• **Information supplied**
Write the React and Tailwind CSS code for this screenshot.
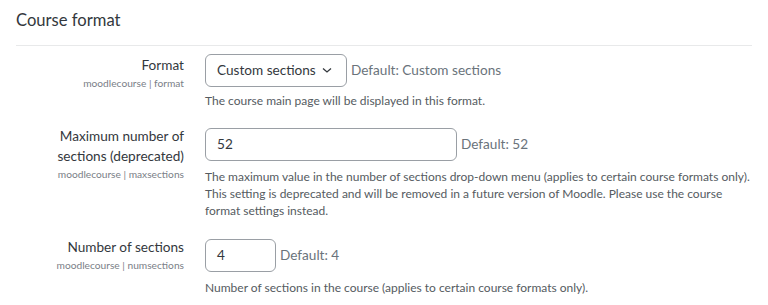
import React from "react";

function Label({ lines, short }) {
  return (
    <div className="w-[168px] shrink-0 text-right">
      {lines.map((l, i) => (
        <div key={i} className="text-[13.6px] leading-[20px] text-[#33383d]">{l}</div>
      ))}
      <div className="text-[10.2px] leading-[14px] text-[#7a8087] mt-[1px]">{short}</div>
    </div>
  );
}

export default function App() {
  return (
    <div className="w-[768px] h-[305px] bg-white overflow-hidden px-4" style={{ fontFamily: 'Lato, "Open Sans", sans-serif' }}>
      <div className="h-[46px] border-b border-[#e8e9ea] pt-[8px]">
        <h3 className="text-[16.6px] leading-[24px] text-[#33383d]">Course format</h3>
      </div>

      {/* Row 1 */}
      <div className="flex mt-[8px]">
        <div className="pt-[1px]"><Label lines={["Format"]} short="moodlecourse | format" /></div>
        <div className="ml-[21px]">
          <div className="flex items-center">
            <div className="h-[33px] w-[142px] border border-[#9a9fa5] rounded-[6px] flex items-center pl-[11px] pr-[12px] justify-between text-[13.6px] text-[#33383d]">
              <span className="whitespace-nowrap">Custom sections</span>
              <svg width="10" height="7" viewBox="0 0 10 7" className="mr-[2px]">
                <path d="M1 1.5 L5 5 L9 1.5" fill="none" stroke="#33383d" strokeWidth="1.3" />
              </svg>
            </div>
            <span className="ml-[4px] text-[13.6px] text-[#6a737b]">Default: Custom sections</span>
          </div>
          <div className="mt-[5px] text-[12px] leading-[17px] text-[#555b61]">The course main page will be displayed in this format.</div>
        </div>
      </div>

      {/* Row 2 */}
      <div className="flex mt-[19px]">
        <div className="-mt-[2px]"><Label lines={["Maximum number of", "sections (deprecated)"]} short="moodlecourse | maxsections" /></div>
        <div className="ml-[21px]">
          <div className="flex items-center">
            <div className="h-[33px] w-[252px] border border-[#9a9fa5] rounded-[6px] flex items-center pl-[11px] text-[13.6px] text-[#33383d]">52</div>
            <span className="ml-[4px] text-[13.6px] text-[#6a737b]">Default: 52</span>
          </div>
          <div className="mt-[7px] w-[548px] text-[12px] leading-[17px] text-[#555b61]">
            The maximum value in the number of sections drop-down menu (applies to certain course formats only). This setting is deprecated and will be removed in a future version of Moodle. Please use the course format settings instead.
          </div>
        </div>
      </div>

      {/* Row 3 */}
      <div className="flex mt-[20px]">
        <div className="-mt-[2px]"><Label lines={["Number of sections"]} short="moodlecourse | numsections" /></div>
        <div className="ml-[21px]">
          <div className="flex items-center">
            <div className="h-[33px] w-[71px] border border-[#9a9fa5] rounded-[6px] flex items-center pl-[11px] text-[13.6px] text-[#33383d]">4</div>
            <span className="ml-[4px] text-[13.6px] text-[#6a737b]">Default: 4</span>
          </div>
          <div className="mt-[7px] text-[12px] leading-[17px] text-[#555b61]">Number of sections in the course (applies to certain course formats only).</div>
        </div>
      </div>
    </div>
  );
}
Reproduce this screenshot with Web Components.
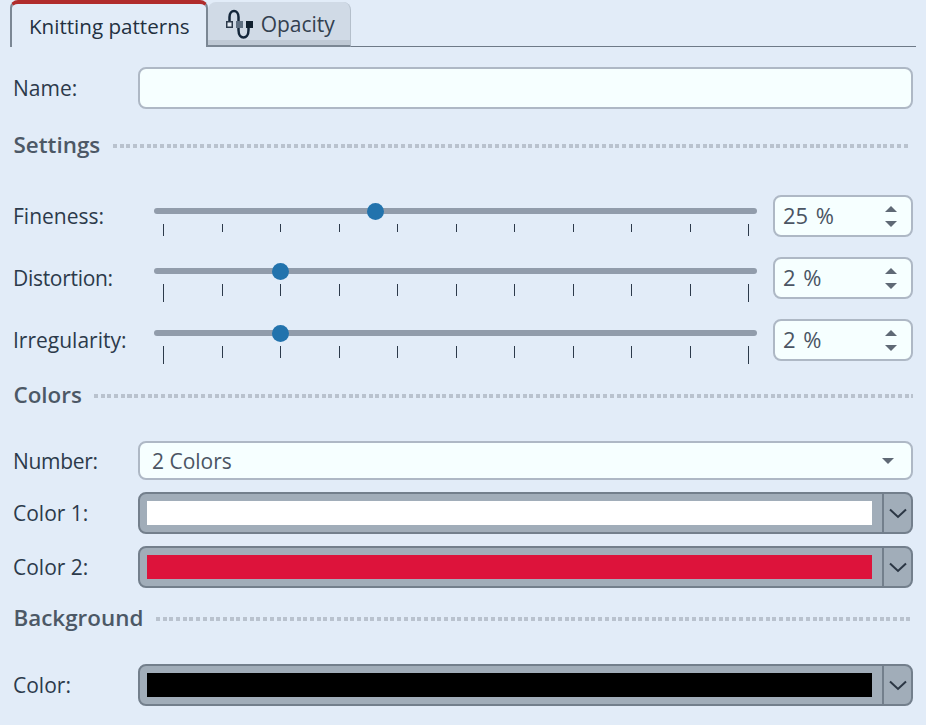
<!DOCTYPE html>
<html lang="en">
<head>
<meta charset="UTF-8">
<title>Knitting patterns</title>
<style>
	html, body { margin: 0; background: #e2ecf8; }
	body { font: 21px "Open Sans", "Noto Sans", sans-serif; color: #2c3a4b; }
</style>
<script>
	function define(name, css, html) {
		customElements.define(name, class extends HTMLElement {
			connectedCallback() {
				if (this.shadowRoot) return;
				const root = this.attachShadow({mode: 'open'});
				root.innerHTML = `<style>${css}</style>` + (typeof html === 'function' ? html(this) : html);
			}
		});
	}

	define('tab-bar', `
		:host { display: flex; height: 47px; margin: 0 10px; border-bottom: 1px solid #6e7a88; box-sizing: border-box; }
	`, `<slot></slot>`);

	define('panel-tab', `
		:host { display: flex; align-items: center; box-sizing: border-box; height: 47px; gap: 7px; padding: 0 16px 0 17px; font-size: 20.6px; background: #e2ecf8; color: #23303f; border-style: solid; border-color: #b02c2c #7b8794 transparent #7b8794; border-width: 4px 2px 0 2px; border-radius: 8px 8px 0 0; }
		:host([off]) { height: 45px; margin-top: 2px; padding: 1px 15px 0 16px; font-size: 21px; background: linear-gradient(#d0dae6 0 38px, #bfc9d5 38px); border: 0; border-right: 1px solid #b4bfcb; border-bottom: 2px solid #7b8794; color: #33404f; }
		svg { display: block; }
	`, `<slot name="icon"></slot><slot></slot>`);

	define('form-row', `
		:host { display: grid; grid-template-columns: 125px 1fr; align-items: center; padding: 0 13px 0 13px; }
	`, `<span><slot name="label"></slot></span><slot></slot>`);

	define('section-head', `
		:host { display: flex; align-items: center; gap: 12.5px; box-sizing: border-box; padding: 0 13px 2px 13.5px; color: #4c5866; font-weight: 600; font-size: 22.4px; height: 30px; }
		i { flex: 1; height: 4px; margin-top: 4px; background: repeating-linear-gradient(90deg, #b9c2ce 0 4px, transparent 4px 6.7px); }
	`, `<slot></slot><i></i>`);

	define('text-box', `
		:host { display: block; box-sizing: border-box; height: 42px; background: #f6ffff; border: 2px solid #aeb8c5; border-radius: 8px; }
	`, ``);

	define('slider-row', `
		:host { display: grid; grid-template-columns: 141px 603px 1fr; padding: 0 13px; height: 42px; }
		.label { align-self: center; }
		.scale { position: relative; height: 42px; }
		.track { height: 6px; border-radius: 3px; background: #919cab; }
		.thumb { position: absolute; width: 17px; height: 17px; margin-left: -8.5px; border-radius: 50%; background: #2273ad; }
		.ticks { display: flex; justify-content: space-between; align-items: flex-start; margin: 10px 8px 0 9px; }
		.ticks b { display: block; width: 1px; background: #2c3a4b; }
		.spin { margin-left: 16px; box-sizing: border-box; height: 42px; display: flex; align-items: center; justify-content: space-between; padding: 0 14px 0 8px; background: #f6ffff; border: 2px solid #aeb8c5; border-radius: 8px; color: #4b5563; font-size: 22px; word-spacing: 2px; }
		.value { margin-top: -2px; }
		.arrows { display: flex; flex-direction: column; gap: 9px; }
		.arrows svg { display: block; }
	`, host => {
		const heights = host.getAttribute('ticks').split(',');
		const bars = heights.map(h => `<b style="height:${h}px"></b>`).join('');
		const top = +host.getAttribute('top');
		return `<span class="label"><slot></slot></span>
			<div class="scale"><div class="track" style="margin-top:${top}px"></div><div class="thumb" style="top:${top - 5.5}px;left:${host.getAttribute('at')}px"></div><div class="ticks">${bars}</div></div>
			<div class="spin"><span class="value">${host.getAttribute('value')}</span><span class="arrows">
				<svg width="12" height="6"><path d="M6 0L12 6H0Z" fill="#5f6975"/></svg>
				<svg width="12" height="6"><path d="M0 0H12L6 6Z" fill="#5f6975"/></svg>
			</span></div>`;
	});

	define('drop-down', `
		:host { display: flex; align-items: center; justify-content: space-between; box-sizing: border-box; height: 39px; padding: 0 17px 0 12px; background: #f6ffff; border: 2px solid #aeb8c5; border-radius: 8px; color: #4b5563; }
	`, `<slot></slot><svg width="12" height="6"><path d="M0 0H12L6 6Z" fill="#5f6975"/></svg>`);

	define('color-pick', `
		:host { display: flex; box-sizing: border-box; height: 42px; background: #a1adb9; border: 2px solid #737f8c; border-radius: 8px; }
		.swatch { flex: 1; margin: 7px 10px 7px 7px; }
		.btn { box-sizing: border-box; width: 29px; border-left: 2px solid #737f8c; display: flex; align-items: center; justify-content: center; }
		svg { display: block; }
	`, host => `<div class="swatch" style="background:${host.getAttribute('color')}"></div><div class="btn"><svg width="18" height="11" viewBox="0 0 18 11"><path d="M1 1.5L9 9L17 1.5" fill="none" stroke="#2b3644" stroke-width="2"/></svg></div>`);
</script>
</head>
<body>
<tab-bar>
	<panel-tab>Knitting patterns</panel-tab>
	<panel-tab off>
		<svg slot="icon" width="30" height="30" viewBox="0 0 30 30" fill="none">
			<path d="M5.5 12V8C5.5 0 14.5 0 14.5 8V21C14.5 31 24.5 31 24.5 21V18" stroke="#13263a" stroke-width="2.5"/>
			<rect x="2.75" y="12.75" width="5.5" height="5.5" fill="#e4ebf3" stroke="#2c3a4b" stroke-width="1.5"/>
			<rect x="12" y="12" width="7" height="7" fill="#5f7082"/>
			<rect x="22" y="12" width="7" height="7" fill="#10202f"/>
		</svg>
		Opacity
	</panel-tab>
</tab-bar>
<form-row style="margin-top:20px"><span slot="label">Name:</span><text-box></text-box></form-row>
<section-head style="margin-top:21px;padding-right:16px">Settings</section-head>
<slider-row style="margin-top:35px" top="13" at="221" value="25 %" ticks="12,8,8,8,8,8,8,8,8,8,12">Fineness:</slider-row>
<slider-row style="margin-top:20px" top="11" at="126" value="2 %" ticks="18,12,12,12,12,12,12,12,12,12,18"><span style="letter-spacing:-.3px">Distortion:</span></slider-row>
<slider-row style="margin-top:20px" top="11" at="126" value="2 %" ticks="18,12,12,12,12,12,12,12,12,12,18">Irregularity:</slider-row>
<section-head style="margin-top:19px">Colors</section-head>
<form-row style="margin-top:31px"><span slot="label" style="letter-spacing:-.3px">Number:</span><drop-down>2 Colors</drop-down></form-row>
<form-row style="margin-top:12px"><span slot="label">Color 1:</span><color-pick color="#ffffff"></color-pick></form-row>
<form-row style="margin-top:12px"><span slot="label">Color 2:</span><color-pick color="#dd133b"></color-pick></form-row>
<section-head style="margin-top:15px">Background</section-head>
<form-row style="margin-top:31px"><span slot="label">Color:</span><color-pick color="#000000"></color-pick></form-row>
</body>
</html>
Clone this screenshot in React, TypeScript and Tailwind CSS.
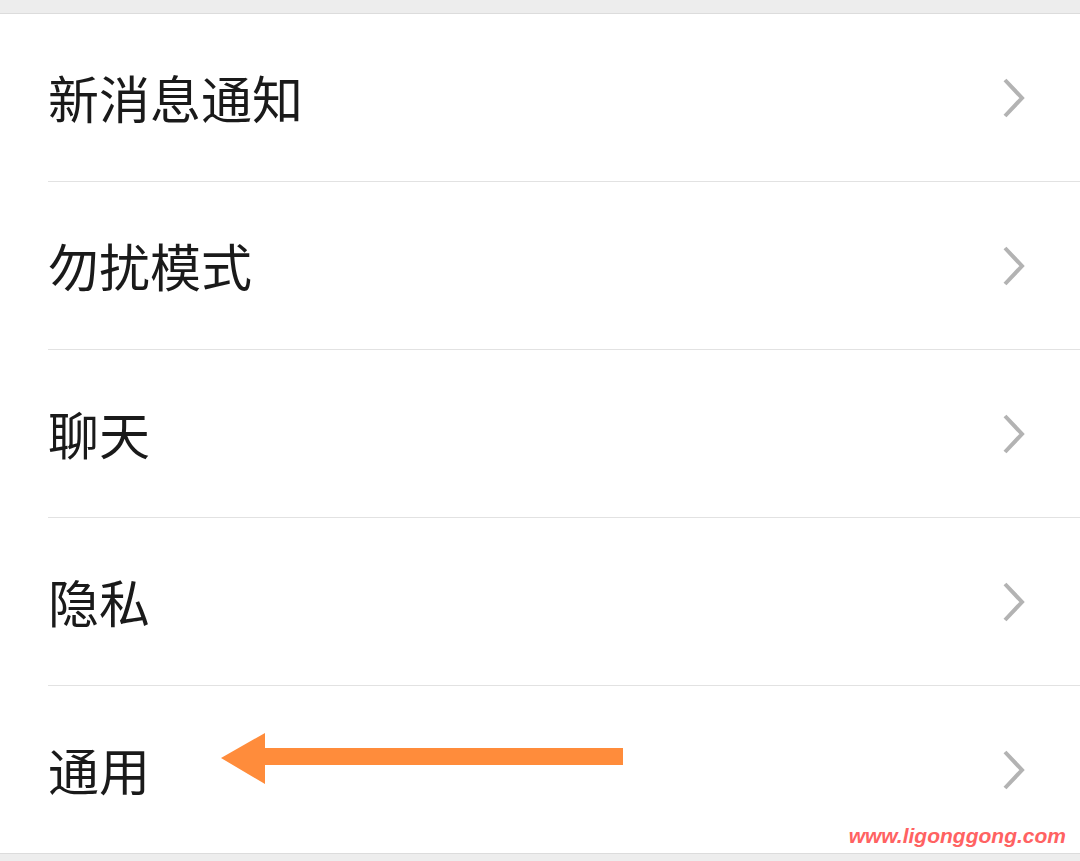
import React from "react";

const items = ["新消息通知", "勿扰模式", "聊天", "隐私", "通用"];

function Chevron() {
  return (
    <svg width="26" height="42" viewBox="0 0 26 42" className="mr-[53px]">
      <path d="M4 3 L21 21 L4 39" fill="none" stroke="#b3b3b3" strokeWidth="4" />
    </svg>
  );
}

function Arrow() {
  return (
    <svg width="410" height="56" viewBox="0 0 410 56" className="absolute left-[219px] top-[45px]">
      <path d="M2 27 L46 2 L46 17 L404 17 L404 34 L46 34 L46 53 Z" fill="#ff8c3b" />
    </svg>
  );
}

export default function App() {
  return (
    <div className="w-[1080px] h-[861px] bg-[#ededed] overflow-hidden" style={{ fontFamily: '"Noto Sans CJK SC", "Noto Sans", sans-serif' }}>
      <div className="h-[14px] border-b border-[#dcdcdc]" />
      <div className="bg-white">
        {items.map((label, i) => (
          <div key={label} className="relative">
            <div className="h-[167px] flex items-center justify-between pl-[48px]">
              <span className="text-[51px] leading-none text-[#1a1a1a]">{label}</span>
              <Chevron />
            </div>
            {i < items.length - 1 && <div className="ml-[48px] h-px bg-[#e2e2e2]" />}
            {label === "通用" && <Arrow />}
            {label === "通用" && (
              <span
                className="absolute right-[14px] bottom-[7px] text-[21px] leading-none font-bold italic text-[#ff6262]"
                style={{ fontFamily: '"Liberation Sans", Arial, sans-serif' }}
              >
                www.ligonggong.com
              </span>
            )}
          </div>
        ))}
      </div>
      <div className="border-t border-[#dcdcdc]" />
    </div>
  );
}
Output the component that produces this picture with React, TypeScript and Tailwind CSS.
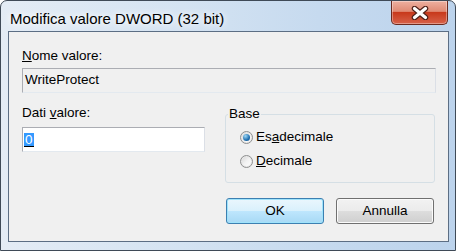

• **Problem**
Go to the line containing "Clone this screenshot" and set it down, along with every later line through the last one, exactly as written and without the pictures.

• **Task output**
Clone this screenshot in React, TypeScript and Tailwind CSS.
import React from "react";

const items = ["新消息通知", "勿扰模式", "聊天", "隐私", "通用"];

function Chevron() {
  return (
    <svg width="26" height="42" viewBox="0 0 26 42" className="mr-[53px]">
      <path d="M4 3 L21 21 L4 39" fill="none" stroke="#b3b3b3" strokeWidth="4" />
    </svg>
  );
}

function Arrow() {
  return (
    <svg width="410" height="56" viewBox="0 0 410 56" className="absolute left-[219px] top-[45px]">
      <path d="M2 27 L46 2 L46 17 L404 17 L404 34 L46 34 L46 53 Z" fill="#ff8c3b" />
    </svg>
  );
}

export default function App() {
  return (
    <div className="w-[1080px] h-[861px] bg-[#ededed] overflow-hidden" style={{ fontFamily: '"Noto Sans CJK SC", "Noto Sans", sans-serif' }}>
      <div className="h-[14px] border-b border-[#dcdcdc]" />
      <div className="bg-white">
        {items.map((label, i) => (
          <div key={label} className="relative">
            <div className="h-[167px] flex items-center justify-between pl-[48px]">
              <span className="text-[51px] leading-none text-[#1a1a1a]">{label}</span>
              <Chevron />
            </div>
            {i < items.length - 1 && <div className="ml-[48px] h-px bg-[#e2e2e2]" />}
            {label === "通用" && <Arrow />}
            {label === "通用" && (
              <span
                className="absolute right-[14px] bottom-[7px] text-[21px] leading-none font-bold italic text-[#ff6262]"
                style={{ fontFamily: '"Liberation Sans", Arial, sans-serif' }}
              >
                www.ligonggong.com
              </span>
            )}
          </div>
        ))}
      </div>
      <div className="border-t border-[#dcdcdc]" />
    </div>
  );
}
Output the component that produces this picture with React, TypeScript and Tailwind CSS.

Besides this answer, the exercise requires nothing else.